So guess who got a 3 a.m. wake up call? I almost laughed out loud. As I was taking the Lucy puppy-girl out to potty (talking about being glad we have indoor plumbing!) I asked the Lord what He had to say. Immediately, He brought back to mind a song. I realized it had been running through my thoughts before I woke up.
I try to be so tough
But I’m just not strong enough
I can’t do this alone, God I need You to hold on to me
I try to be good enough
But I’m nothing without Your love
Savior, please keep saving me
(from Savior Please, by Josh Wilson)
“What is this all about Lord? What do I need saving from?” I asked.
And what came in the wee hours and even this morning, is Him flushing out just how scared I am of Him and how much I question His provision.
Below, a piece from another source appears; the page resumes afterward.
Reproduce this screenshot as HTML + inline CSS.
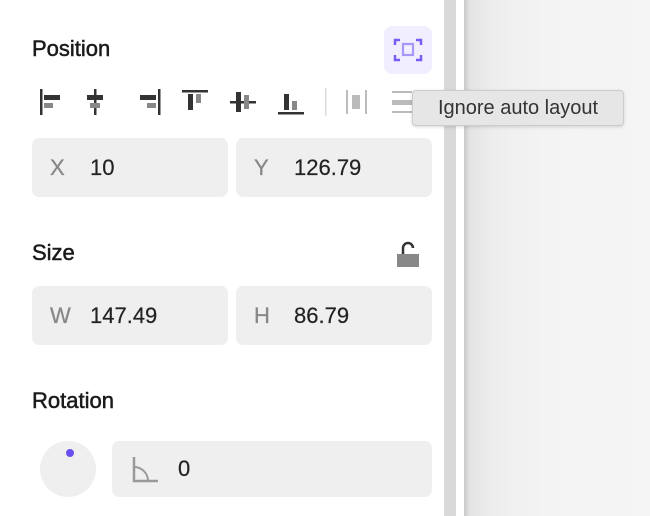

I believe He is good. I believe, know and have experienced His crazy supernatural giving. But here I am standing on the edge of this cliff, again, and I am freaking out. Am I really going to jump??
I told my friend this circumstance is like Elijah laughing at the false prophets and taunting them, “Pour more water on the altar.” To reveal the reality of the Living God, he wanted to make the test as hard as possible so that when God rained down fire and licked up all the water, there was no question about who had the power. (1 King 18-19)
So here I sit, a CD in the making (one bucket of water), a new book brewing (another bucket), and now add a teaching trip to Zimbabwe (big bucket), and a trip to India (whew) – I think my altar is soaked to the bone.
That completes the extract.